Code that builds pages
__________

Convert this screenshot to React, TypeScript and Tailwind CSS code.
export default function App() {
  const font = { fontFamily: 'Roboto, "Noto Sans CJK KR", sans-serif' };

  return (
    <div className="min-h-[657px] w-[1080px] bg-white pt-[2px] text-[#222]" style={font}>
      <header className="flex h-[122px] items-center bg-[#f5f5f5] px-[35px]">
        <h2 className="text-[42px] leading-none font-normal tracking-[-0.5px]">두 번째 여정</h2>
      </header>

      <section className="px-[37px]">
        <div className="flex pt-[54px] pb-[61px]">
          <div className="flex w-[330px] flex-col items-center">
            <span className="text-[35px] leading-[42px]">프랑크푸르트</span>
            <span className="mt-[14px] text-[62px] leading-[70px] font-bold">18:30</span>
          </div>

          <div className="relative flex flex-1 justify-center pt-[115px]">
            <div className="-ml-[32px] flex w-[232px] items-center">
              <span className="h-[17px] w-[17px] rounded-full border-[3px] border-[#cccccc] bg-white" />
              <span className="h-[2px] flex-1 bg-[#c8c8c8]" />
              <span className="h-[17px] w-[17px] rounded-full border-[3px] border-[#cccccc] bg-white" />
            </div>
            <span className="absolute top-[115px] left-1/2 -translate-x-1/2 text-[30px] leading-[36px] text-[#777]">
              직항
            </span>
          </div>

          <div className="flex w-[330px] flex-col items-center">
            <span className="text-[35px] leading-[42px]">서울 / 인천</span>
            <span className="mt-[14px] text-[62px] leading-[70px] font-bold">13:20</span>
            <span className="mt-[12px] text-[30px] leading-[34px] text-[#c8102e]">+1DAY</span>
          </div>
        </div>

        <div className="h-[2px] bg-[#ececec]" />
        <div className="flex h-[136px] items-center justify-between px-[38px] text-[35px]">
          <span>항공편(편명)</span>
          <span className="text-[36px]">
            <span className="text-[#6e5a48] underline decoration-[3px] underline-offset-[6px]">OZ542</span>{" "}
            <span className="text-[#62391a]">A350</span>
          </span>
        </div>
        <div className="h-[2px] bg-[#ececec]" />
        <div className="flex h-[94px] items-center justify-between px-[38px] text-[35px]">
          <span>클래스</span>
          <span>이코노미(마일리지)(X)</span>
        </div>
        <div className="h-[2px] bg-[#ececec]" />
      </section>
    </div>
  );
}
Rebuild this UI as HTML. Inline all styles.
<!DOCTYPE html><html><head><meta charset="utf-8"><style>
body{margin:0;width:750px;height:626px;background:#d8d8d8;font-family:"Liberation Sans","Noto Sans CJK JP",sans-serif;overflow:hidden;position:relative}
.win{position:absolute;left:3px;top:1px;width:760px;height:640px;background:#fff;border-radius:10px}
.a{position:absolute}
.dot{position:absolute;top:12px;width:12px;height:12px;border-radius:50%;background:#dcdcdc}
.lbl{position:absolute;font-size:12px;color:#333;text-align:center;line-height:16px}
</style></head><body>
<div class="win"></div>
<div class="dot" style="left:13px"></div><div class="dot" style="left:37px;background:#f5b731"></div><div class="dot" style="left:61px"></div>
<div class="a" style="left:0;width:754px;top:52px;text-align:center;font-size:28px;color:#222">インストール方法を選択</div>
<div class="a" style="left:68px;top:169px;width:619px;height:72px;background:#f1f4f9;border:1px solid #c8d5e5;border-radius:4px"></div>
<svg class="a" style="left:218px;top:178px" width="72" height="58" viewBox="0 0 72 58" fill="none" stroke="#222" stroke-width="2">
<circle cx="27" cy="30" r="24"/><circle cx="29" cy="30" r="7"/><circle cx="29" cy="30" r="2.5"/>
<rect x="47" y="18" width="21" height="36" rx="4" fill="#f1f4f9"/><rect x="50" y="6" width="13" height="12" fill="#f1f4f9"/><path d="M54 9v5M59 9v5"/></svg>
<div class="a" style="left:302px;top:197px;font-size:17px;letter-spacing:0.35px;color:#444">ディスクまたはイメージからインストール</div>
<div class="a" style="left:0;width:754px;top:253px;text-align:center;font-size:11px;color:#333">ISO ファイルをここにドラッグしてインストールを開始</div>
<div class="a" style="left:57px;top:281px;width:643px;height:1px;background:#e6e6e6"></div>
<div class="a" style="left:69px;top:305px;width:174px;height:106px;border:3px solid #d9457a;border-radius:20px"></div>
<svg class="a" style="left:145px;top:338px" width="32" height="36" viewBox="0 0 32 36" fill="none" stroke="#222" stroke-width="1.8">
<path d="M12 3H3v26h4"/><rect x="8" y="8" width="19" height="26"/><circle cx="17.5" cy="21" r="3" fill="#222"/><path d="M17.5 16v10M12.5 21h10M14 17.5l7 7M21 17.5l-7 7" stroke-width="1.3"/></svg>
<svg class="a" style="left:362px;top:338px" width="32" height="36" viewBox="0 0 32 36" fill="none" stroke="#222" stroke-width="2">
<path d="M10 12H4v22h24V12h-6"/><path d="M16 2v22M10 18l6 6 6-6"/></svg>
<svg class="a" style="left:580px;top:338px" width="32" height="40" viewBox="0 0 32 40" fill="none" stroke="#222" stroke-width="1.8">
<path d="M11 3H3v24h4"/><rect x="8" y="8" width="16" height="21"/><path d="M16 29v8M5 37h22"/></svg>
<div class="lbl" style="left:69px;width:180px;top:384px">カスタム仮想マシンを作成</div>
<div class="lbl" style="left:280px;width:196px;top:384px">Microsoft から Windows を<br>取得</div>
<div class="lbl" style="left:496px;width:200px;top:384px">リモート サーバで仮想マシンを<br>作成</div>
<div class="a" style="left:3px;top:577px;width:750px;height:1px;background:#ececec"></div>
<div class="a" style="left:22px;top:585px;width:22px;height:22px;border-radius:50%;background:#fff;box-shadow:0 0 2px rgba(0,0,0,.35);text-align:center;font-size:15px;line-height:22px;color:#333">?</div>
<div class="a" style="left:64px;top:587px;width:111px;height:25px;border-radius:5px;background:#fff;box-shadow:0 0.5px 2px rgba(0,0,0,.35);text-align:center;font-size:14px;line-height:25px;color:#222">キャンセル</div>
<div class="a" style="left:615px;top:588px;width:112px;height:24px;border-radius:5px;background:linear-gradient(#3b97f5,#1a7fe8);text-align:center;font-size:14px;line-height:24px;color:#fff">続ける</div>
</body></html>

__________

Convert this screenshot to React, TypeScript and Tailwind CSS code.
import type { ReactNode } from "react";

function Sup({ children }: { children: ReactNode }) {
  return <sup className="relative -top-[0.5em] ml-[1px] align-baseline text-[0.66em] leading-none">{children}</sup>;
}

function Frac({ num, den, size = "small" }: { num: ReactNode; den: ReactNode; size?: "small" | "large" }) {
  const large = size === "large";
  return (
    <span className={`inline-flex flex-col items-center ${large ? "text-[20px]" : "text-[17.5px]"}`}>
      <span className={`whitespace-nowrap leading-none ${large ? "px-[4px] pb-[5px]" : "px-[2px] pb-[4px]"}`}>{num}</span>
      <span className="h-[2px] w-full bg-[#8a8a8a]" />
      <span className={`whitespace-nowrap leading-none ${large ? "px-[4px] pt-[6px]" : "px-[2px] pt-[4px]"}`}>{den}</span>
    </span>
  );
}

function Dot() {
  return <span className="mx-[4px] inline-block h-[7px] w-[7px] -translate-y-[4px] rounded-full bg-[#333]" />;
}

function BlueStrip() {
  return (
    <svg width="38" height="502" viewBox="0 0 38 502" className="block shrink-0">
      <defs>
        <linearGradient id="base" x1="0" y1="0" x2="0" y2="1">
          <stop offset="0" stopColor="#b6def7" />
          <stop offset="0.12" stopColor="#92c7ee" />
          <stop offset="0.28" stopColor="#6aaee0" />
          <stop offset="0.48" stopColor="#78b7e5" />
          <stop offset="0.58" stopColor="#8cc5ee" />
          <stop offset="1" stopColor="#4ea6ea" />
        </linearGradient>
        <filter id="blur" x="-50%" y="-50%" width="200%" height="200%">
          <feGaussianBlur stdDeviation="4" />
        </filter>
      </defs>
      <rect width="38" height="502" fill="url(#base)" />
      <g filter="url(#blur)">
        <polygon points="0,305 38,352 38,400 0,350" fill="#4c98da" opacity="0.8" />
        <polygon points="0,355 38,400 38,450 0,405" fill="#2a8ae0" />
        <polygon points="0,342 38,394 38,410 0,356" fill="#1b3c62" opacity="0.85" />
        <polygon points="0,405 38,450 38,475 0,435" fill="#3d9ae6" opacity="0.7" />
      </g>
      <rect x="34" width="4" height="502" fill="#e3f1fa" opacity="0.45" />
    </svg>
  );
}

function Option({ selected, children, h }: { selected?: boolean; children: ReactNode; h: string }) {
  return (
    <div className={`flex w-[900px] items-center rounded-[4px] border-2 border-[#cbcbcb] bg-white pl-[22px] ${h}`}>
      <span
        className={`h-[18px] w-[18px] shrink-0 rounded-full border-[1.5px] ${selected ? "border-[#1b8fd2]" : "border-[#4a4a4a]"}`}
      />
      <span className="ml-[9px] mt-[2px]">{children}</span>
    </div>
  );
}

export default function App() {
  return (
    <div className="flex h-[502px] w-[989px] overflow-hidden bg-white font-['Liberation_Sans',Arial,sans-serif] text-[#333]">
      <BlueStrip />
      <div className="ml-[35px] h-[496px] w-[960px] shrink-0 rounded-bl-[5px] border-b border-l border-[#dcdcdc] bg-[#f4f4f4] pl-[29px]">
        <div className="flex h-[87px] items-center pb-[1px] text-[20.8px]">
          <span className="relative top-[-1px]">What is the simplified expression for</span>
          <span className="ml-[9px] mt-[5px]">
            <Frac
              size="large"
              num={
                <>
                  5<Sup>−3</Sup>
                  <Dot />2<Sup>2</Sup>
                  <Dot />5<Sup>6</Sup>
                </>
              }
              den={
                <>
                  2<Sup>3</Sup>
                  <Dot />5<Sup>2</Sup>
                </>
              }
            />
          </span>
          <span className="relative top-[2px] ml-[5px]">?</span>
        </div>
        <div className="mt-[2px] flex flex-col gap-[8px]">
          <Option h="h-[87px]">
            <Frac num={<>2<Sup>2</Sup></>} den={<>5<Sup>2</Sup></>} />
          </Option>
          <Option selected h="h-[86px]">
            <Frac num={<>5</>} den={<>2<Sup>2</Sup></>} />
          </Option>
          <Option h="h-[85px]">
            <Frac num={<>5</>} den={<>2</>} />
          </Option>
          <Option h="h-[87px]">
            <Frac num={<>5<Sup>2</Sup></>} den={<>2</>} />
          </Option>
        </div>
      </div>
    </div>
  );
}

__________

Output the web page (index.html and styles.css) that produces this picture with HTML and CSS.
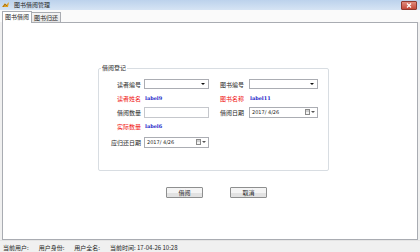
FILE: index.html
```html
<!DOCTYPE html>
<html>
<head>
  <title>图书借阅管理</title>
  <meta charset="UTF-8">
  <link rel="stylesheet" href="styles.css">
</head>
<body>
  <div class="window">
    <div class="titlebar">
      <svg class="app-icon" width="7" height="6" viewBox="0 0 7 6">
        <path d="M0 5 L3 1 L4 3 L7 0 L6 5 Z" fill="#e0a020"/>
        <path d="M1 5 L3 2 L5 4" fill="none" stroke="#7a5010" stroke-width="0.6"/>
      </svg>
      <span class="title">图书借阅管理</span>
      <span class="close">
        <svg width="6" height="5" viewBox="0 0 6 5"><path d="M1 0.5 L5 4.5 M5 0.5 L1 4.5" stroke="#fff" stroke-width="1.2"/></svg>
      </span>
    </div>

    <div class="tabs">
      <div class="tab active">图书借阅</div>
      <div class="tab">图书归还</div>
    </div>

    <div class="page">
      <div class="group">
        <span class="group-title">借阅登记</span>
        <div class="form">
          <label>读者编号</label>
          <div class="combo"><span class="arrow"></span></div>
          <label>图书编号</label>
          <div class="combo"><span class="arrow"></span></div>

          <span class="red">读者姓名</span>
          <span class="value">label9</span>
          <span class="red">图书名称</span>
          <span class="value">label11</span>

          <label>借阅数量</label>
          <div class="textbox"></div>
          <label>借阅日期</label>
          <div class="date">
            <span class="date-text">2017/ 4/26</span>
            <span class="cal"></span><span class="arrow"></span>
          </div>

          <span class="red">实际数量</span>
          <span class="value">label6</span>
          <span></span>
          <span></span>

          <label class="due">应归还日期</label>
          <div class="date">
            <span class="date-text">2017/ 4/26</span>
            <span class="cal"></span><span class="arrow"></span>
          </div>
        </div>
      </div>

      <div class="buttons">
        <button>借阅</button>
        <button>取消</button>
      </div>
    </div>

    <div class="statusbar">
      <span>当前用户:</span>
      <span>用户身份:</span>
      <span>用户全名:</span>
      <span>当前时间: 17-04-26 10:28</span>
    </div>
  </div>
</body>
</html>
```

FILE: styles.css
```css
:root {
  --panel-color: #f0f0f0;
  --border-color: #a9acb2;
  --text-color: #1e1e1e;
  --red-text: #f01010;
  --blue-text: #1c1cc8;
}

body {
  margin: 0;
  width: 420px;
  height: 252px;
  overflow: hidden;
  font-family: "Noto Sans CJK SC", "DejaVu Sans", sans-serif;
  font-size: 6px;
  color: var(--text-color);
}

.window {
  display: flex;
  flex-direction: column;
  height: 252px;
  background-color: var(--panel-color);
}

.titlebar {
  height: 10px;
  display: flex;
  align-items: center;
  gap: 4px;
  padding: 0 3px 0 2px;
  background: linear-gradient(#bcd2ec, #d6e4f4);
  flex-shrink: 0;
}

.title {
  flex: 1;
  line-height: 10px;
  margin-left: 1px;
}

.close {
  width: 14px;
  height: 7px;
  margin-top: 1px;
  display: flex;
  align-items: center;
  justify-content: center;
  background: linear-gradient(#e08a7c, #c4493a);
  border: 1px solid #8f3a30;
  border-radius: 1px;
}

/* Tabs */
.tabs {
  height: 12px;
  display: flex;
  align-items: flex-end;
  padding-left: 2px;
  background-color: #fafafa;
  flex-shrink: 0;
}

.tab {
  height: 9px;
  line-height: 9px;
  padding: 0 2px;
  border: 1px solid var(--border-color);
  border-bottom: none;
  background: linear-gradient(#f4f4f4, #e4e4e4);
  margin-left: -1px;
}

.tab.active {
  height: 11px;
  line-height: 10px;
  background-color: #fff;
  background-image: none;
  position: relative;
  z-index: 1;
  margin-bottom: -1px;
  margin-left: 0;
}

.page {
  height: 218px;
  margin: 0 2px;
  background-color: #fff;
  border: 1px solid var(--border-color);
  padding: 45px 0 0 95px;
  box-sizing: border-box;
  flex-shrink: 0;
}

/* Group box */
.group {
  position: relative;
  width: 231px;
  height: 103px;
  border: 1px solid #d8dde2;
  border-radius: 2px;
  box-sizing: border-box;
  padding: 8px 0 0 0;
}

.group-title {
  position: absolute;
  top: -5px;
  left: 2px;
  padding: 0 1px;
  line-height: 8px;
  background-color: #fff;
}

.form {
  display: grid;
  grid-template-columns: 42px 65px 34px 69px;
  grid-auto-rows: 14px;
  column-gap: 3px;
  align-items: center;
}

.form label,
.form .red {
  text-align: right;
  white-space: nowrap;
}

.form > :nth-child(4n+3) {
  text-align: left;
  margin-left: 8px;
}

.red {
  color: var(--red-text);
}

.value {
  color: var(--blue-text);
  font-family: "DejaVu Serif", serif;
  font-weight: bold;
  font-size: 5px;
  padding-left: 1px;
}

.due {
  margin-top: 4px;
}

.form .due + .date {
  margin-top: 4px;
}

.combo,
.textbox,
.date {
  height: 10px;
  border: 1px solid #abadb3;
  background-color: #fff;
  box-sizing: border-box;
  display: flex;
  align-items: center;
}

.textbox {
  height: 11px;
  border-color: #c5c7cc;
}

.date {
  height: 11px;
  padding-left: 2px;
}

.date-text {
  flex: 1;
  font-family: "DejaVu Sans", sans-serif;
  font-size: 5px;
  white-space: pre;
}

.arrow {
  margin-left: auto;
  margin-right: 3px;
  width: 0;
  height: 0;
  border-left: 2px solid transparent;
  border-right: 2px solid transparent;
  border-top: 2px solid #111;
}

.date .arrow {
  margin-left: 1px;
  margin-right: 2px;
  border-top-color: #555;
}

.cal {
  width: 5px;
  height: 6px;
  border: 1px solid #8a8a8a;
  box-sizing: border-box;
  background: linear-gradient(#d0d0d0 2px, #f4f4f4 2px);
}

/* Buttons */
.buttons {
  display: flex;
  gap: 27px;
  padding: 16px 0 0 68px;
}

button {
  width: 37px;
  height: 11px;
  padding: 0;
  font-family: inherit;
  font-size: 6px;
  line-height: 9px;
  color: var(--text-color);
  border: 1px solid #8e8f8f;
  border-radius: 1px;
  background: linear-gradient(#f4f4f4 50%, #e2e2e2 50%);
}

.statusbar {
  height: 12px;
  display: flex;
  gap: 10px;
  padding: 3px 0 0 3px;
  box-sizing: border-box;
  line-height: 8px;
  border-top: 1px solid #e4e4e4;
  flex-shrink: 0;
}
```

__________

Required work
In the entries above, identify each line that includes the string "index", then copy it.

Exercise result
Output the web page (index.html and styles.css) that produces this picture with HTML and CSS.
FILE: index.html
  z-index: 1;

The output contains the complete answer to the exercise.